### GOAL
Look through the material and copy each line holding "styles".

--- Start ---

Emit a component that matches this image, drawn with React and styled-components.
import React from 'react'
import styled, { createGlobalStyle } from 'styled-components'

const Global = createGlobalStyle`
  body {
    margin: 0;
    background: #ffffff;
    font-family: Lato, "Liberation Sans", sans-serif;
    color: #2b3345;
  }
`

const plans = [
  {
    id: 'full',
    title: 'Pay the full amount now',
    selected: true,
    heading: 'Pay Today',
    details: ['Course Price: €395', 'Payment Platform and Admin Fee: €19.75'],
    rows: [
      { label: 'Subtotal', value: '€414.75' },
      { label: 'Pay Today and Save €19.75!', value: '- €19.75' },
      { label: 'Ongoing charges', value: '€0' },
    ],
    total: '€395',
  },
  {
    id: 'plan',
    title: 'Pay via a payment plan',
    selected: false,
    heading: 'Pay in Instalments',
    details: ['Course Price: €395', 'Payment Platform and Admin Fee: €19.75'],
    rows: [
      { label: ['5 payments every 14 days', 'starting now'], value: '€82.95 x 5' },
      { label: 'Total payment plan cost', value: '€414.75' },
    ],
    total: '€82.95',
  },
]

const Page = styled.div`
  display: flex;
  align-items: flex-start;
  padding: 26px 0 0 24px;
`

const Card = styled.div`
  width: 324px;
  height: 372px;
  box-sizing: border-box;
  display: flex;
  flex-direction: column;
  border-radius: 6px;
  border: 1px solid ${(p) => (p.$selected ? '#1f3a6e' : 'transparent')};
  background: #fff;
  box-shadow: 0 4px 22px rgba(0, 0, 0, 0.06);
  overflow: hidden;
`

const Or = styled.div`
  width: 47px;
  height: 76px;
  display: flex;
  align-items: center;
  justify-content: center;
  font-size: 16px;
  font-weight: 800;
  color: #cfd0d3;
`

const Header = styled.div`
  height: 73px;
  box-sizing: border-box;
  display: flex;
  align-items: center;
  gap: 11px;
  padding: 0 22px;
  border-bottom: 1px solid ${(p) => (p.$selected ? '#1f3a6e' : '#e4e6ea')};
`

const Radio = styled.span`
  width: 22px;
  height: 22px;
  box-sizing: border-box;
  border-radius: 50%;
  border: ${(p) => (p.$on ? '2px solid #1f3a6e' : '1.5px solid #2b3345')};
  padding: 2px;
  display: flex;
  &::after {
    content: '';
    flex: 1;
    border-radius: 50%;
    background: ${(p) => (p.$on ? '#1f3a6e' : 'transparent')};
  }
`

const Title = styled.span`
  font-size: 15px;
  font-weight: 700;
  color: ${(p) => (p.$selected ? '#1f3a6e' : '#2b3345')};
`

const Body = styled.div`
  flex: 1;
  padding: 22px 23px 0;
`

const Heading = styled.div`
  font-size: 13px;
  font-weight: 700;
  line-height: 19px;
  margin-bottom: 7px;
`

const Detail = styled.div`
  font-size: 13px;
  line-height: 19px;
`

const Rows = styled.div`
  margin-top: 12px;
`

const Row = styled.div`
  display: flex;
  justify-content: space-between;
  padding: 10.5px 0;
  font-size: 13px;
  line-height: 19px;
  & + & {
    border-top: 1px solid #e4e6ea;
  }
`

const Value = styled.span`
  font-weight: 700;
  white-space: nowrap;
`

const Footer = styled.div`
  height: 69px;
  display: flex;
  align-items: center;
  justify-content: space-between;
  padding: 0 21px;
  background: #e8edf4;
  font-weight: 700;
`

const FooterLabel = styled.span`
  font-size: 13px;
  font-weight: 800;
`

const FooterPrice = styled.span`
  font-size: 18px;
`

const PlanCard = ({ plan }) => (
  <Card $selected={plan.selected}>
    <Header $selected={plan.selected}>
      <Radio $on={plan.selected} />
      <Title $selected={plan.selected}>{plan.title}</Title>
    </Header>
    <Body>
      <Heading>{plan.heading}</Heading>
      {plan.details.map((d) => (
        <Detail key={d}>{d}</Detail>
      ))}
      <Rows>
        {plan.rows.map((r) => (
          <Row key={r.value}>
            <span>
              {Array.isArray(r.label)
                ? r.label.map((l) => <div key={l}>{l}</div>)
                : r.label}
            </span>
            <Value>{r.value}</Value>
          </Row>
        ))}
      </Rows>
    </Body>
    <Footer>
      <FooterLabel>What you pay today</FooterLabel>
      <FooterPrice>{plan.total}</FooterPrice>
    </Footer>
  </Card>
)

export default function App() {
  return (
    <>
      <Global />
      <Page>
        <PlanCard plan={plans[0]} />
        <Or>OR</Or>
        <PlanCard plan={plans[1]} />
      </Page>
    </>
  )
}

--- End ---
--- Start ---

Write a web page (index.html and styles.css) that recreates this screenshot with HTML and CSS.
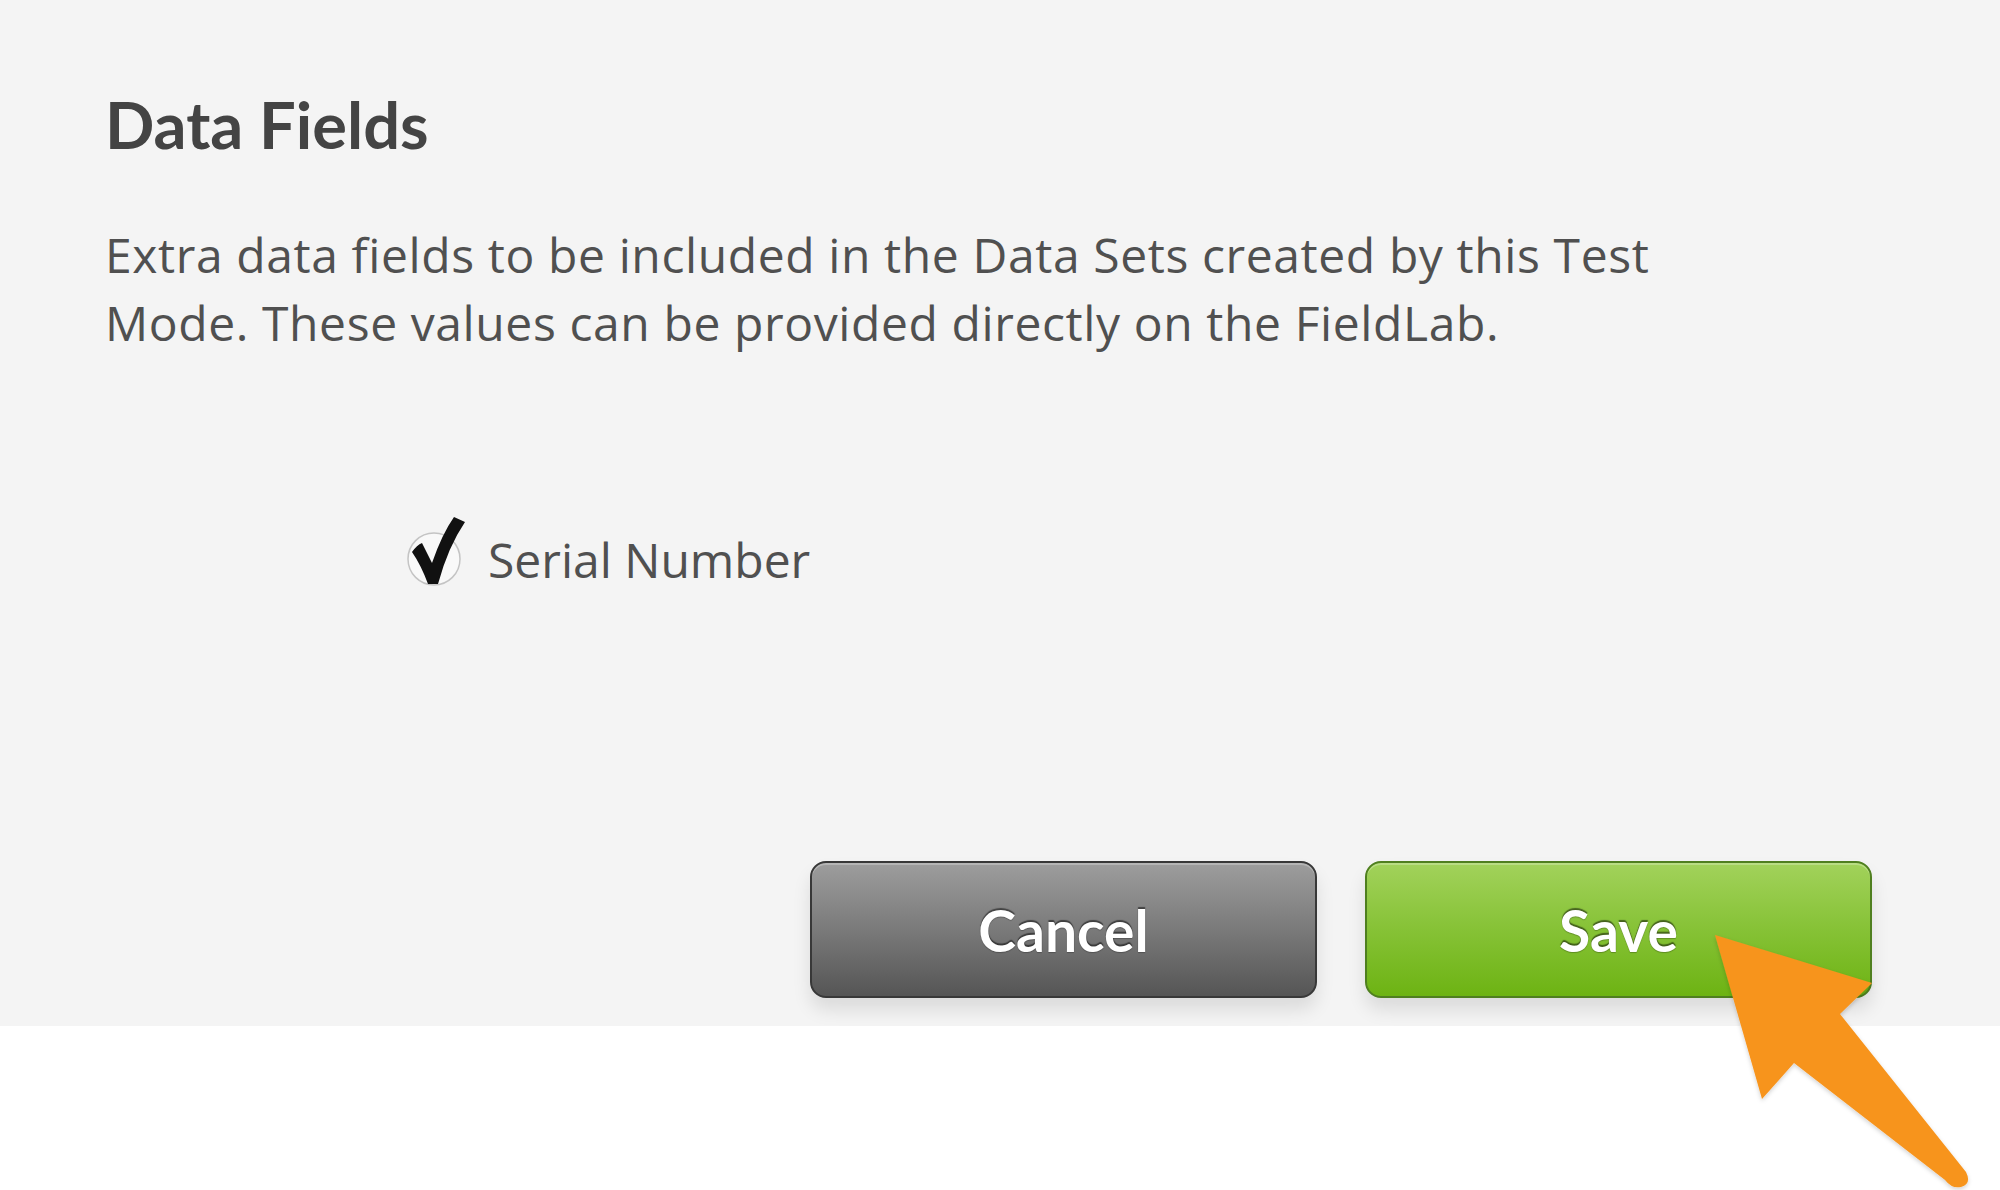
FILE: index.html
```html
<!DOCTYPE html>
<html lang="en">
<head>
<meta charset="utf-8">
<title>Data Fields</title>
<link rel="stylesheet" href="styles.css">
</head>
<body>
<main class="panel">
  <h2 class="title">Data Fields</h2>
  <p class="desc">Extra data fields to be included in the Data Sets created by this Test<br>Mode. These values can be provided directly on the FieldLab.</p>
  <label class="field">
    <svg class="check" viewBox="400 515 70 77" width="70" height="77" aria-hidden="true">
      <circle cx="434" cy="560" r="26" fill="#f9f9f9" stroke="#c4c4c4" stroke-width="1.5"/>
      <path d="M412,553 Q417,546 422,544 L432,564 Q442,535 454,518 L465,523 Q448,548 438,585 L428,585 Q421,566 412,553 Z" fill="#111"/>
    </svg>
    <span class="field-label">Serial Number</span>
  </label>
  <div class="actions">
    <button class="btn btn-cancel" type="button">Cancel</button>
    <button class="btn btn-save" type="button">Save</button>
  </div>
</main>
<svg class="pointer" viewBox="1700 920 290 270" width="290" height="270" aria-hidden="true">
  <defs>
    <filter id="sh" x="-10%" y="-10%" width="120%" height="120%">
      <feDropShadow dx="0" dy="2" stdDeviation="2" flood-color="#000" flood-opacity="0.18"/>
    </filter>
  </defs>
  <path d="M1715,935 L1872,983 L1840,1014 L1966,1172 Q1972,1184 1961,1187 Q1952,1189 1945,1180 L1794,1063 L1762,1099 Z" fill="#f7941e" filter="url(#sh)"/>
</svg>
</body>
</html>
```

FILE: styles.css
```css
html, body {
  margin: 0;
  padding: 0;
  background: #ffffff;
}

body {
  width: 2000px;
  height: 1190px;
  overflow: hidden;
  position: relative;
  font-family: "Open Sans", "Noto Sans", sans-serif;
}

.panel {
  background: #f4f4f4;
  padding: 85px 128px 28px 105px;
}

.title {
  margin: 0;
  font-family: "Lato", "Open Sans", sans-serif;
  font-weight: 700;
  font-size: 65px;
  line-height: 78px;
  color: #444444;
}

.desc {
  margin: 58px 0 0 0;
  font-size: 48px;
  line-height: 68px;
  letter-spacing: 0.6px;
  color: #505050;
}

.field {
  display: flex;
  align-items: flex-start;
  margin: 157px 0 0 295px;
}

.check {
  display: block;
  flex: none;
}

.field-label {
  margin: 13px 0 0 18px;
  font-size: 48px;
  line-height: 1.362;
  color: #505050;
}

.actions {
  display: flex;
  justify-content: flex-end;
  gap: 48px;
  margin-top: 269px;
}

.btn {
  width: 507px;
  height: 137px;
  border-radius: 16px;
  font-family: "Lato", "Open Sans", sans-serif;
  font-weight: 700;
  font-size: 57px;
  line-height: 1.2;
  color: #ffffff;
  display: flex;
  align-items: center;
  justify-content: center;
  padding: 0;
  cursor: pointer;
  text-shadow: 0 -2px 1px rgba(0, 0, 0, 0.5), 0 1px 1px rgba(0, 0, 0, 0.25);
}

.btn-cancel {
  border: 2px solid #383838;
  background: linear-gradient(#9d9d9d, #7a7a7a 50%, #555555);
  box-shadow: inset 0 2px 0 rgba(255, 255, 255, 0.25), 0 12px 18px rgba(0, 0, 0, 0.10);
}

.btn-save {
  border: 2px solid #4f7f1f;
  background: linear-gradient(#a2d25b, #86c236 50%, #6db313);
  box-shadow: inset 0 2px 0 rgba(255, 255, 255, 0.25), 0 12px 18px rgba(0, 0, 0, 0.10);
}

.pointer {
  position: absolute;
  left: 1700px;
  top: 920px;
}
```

--- End ---

### EXERCISE SOLUTION
Write a web page (index.html and styles.css) that recreates this screenshot with HTML and CSS.
<link rel="stylesheet" href="styles.css">
FILE: styles.css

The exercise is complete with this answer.